AMD’s successor to the successful Brazos platform has run into problems and been replaced by a new platform called Brazos 2.0. As the name implies it will not bring any major performance improvements, but it is the chipset that has been lifted.
AMD seems to have run into serious problems with the new Deccan platform that holds the new APUs Krishna and Wichita. The news about these would be up to four Bobcat cores, better graphics and integrated southbridge – that would make use of TSMC’s 28nm node. Exactly what happened is not clear, but since this would be AMD’s first attempt to integrate CPU, GPU, northbridge and southbrige on the same piece of silicon it is not unlikely that something came up with the design.
The replacement for Deccan comes as a bit of a disappointment – Brazos 2.0. Brazos 2.0 will be introduced together with two new APUs that looks to be the exact same that are on the market today, but with higher clock frequencies.
If the information is correct there will be no 28nm APUs from AMD until late 2012.
E1-1200 sports two cores at 1.4 GHz, 1 MB L2 cache and Radeon HD 7310 graphics with 80 Radeon cores at 500 MHz – basically E-350 with 200 MHz lower clocked processor. E2-1800 gets two cores at 1.7 GHz, 1 MB L2 cache with Radeon HD 7340 graphics at 523 MHz, with up to 680 MHz Turbo mode. Both APUs gets a TDP at 18W and will be made at TSMC with its tested 40nm technology.
The news in Brazos 2.0 is instead the southbridge “Hudson D3L” A68M. It supports two SATA 6.0 Gb/s and two USB 3.0 ports, unlike the current A50M chipset that supports six SATA 6.0 Gb/s and no USB 3.0 ports. The reason it has reduced the number of SATA ports is to reduce energy consumption in notebooks that Brazos 2.0 targets. Brazos 2.0 will launch in the middle of February.
According other sources this both good and bad news. The bad is of course that AMD will use the same product during the majority of 2012 as in 2011, which won’t look good with tough competition from both Intel and ARM-based devices. But AMD will instead launch Deccan’s planed successor Samara. AMD moves from one kitty to another since Samara will contain a fresher Bobcat core named Jaguar.
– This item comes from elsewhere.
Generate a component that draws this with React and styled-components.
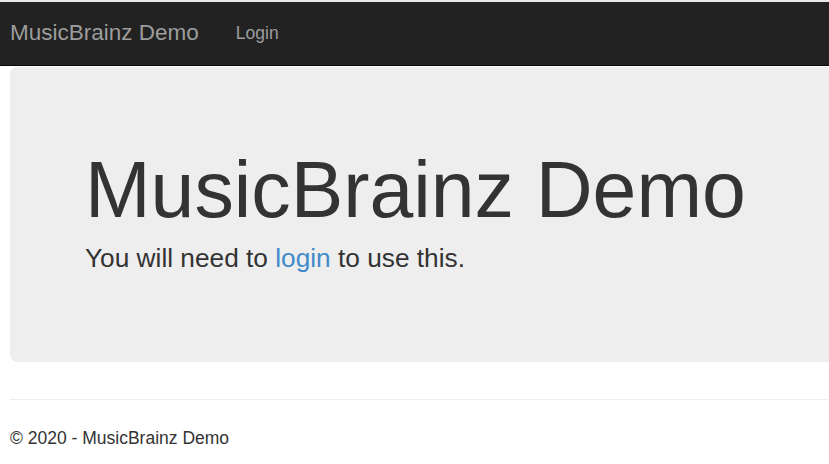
import React from 'react'
import styled, { createGlobalStyle } from 'styled-components'

const GlobalStyle = createGlobalStyle`
  html, body {
    margin: 0;
    padding: 0;
  }
  body {
    background: #fff;
    font-family: "Liberation Sans", Arial, Helvetica, sans-serif;
    color: #333;
    border-top: 2px solid #e9e9e9;
    overflow: hidden;
  }
`

const Navbar = styled.nav`
  display: flex;
  align-items: center;
  height: 63px;
  background-color: #222;
  border-bottom: 1px solid #080808;
  padding-left: 10px;
`

const Brand = styled.a`
  font-size: 22.5px;
  color: #9d9d9d;
  text-decoration: none;
  line-height: 1;
  margin-right: 37px;
`

const NavLink = styled.a`
  font-size: 17.5px;
  color: #9d9d9d;
  text-decoration: none;
  line-height: 1;
  margin-top: 1px;
`

const Page = styled.main`
  padding: 1px 0 0 10px;
  overflow: hidden;
`

const Jumbotron = styled.section`
  width: 900px;
  box-sizing: border-box;
  background-color: #eee;
  border-radius: 7px;
  padding: 80px 75px 85px;
`

const Heading = styled.h1`
  margin: 0 0 6px;
  font-size: 78.75px;
  font-weight: 500;
  line-height: 1.1;
  color: #333;
`

const Lead = styled.p`
  margin: 0;
  font-size: 26.25px;
  line-height: 1.42857;
  font-weight: 200;
  color: #333;

  a {
    color: #428bca;
    text-decoration: none;
  }
`

const Rule = styled.hr`
  width: 900px;
  margin: 37px 0 0;
  border: 0;
  border-top: 1px solid #eee;
`

const Footer = styled.footer`
  padding-top: 26px;
  font-size: 17.5px;
  line-height: 1.42857;
  color: #333;
`

export default function App() {
  return (
    <>
      <GlobalStyle />
      <Navbar>
        <Brand href="#">MusicBrainz Demo</Brand>
        <NavLink href="#">Login</NavLink>
      </Navbar>
      <Page>
        <Jumbotron>
          <Heading>MusicBrainz Demo</Heading>
          <Lead>
            You will need to <a href="#">login</a> to use this.
          </Lead>
        </Jumbotron>
        <Rule />
        <Footer>© 2020 - MusicBrainz Demo</Footer>
      </Page>
    </>
  )
}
A lot has happened at AMD lately, it hired a new VP and a large amount of people have had to go, or left on their own. It doesn’t look like we can trust older roadmaps from AMD since the company is going through a reconstruction. The seccessor to Llano will be released earlier than expected, and the sucessors to both Bulldozer and Brazos have been scrapped. Hopefully we will get some clarity into AMD’s workings after the Analyst Day in February. The only thing we can say for certain is that Intel and the market is not slowing down to wait for AMD.